SMI Conference Spotlight: Time to think beyond campaigns

Submitted by Brian Skepys on June 4, 2010 – 11:16 am3 Comments

So much of digital brand marketing these days resembles a kind of Blitzkrieg mentality. The marketing team enthusiastically jumps into social media channels, sets up a clever Facebook fan page, for example, and loads it with advertising goodies for its thousands of fans to digest. What happens next? The financial quarter ends and the marketing guys pull out, abandoning everyone. Facebook is littered with dead campaigns like this MTV and Honda joint promotion for the once loved “Roadies” TV program. When will marketers learn?

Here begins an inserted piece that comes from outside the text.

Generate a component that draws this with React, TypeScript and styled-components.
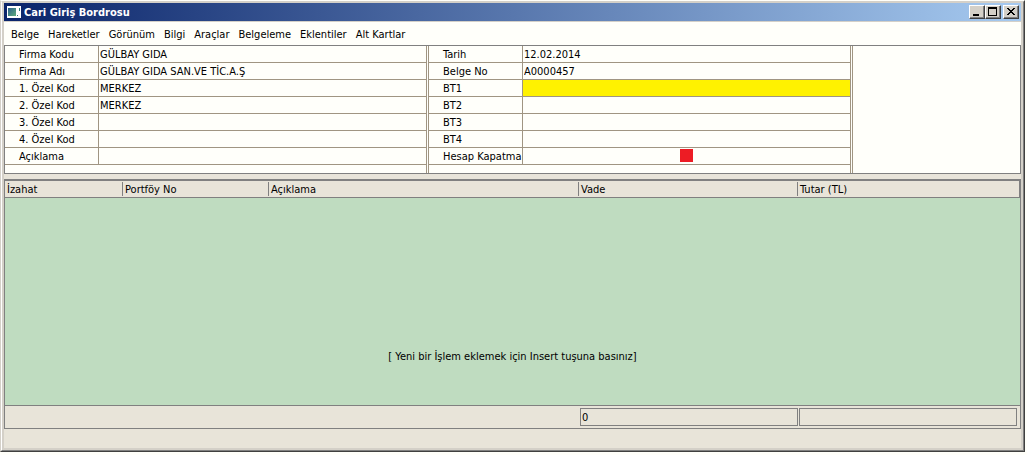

Two staunch advocates of ditching the social media ad campaign and instead using the medium to create an ongoing, evolving dialogue with the public are Antony Mayfield, head of social media at iCrossing UK, and Ruth Speakman, head of corporate communications at Sony Electronics Europe. On June 22nd at the Social Media Influence conference, they will participate in a panel discussion that examines their experiences with turning social media engagement into something a meaningful diague, not a bolt-on to an existing ad campaign.

Sony, for one, has seen the power of social media help it reach new markets, engage directly with customers that it otherwise would have never met (after all, Sony has a limited direct-sales retail presence), and learn a bit more about its business operation and performance. It stresses that it does not see social media as purely a domain for marketers. On its social media philosophy, Sony Europe told us earlier this year:

For us, there’s a balance to be established. Our whole perspective on social media is we’re in this for the longterm. We want to use it to engage with our customers. That’s very different, we realize, from how some companies perceive social media, as an add-on maybe for a new product launch or marketing campaign, and then leave it for dead when [the campaign or product launch] is over.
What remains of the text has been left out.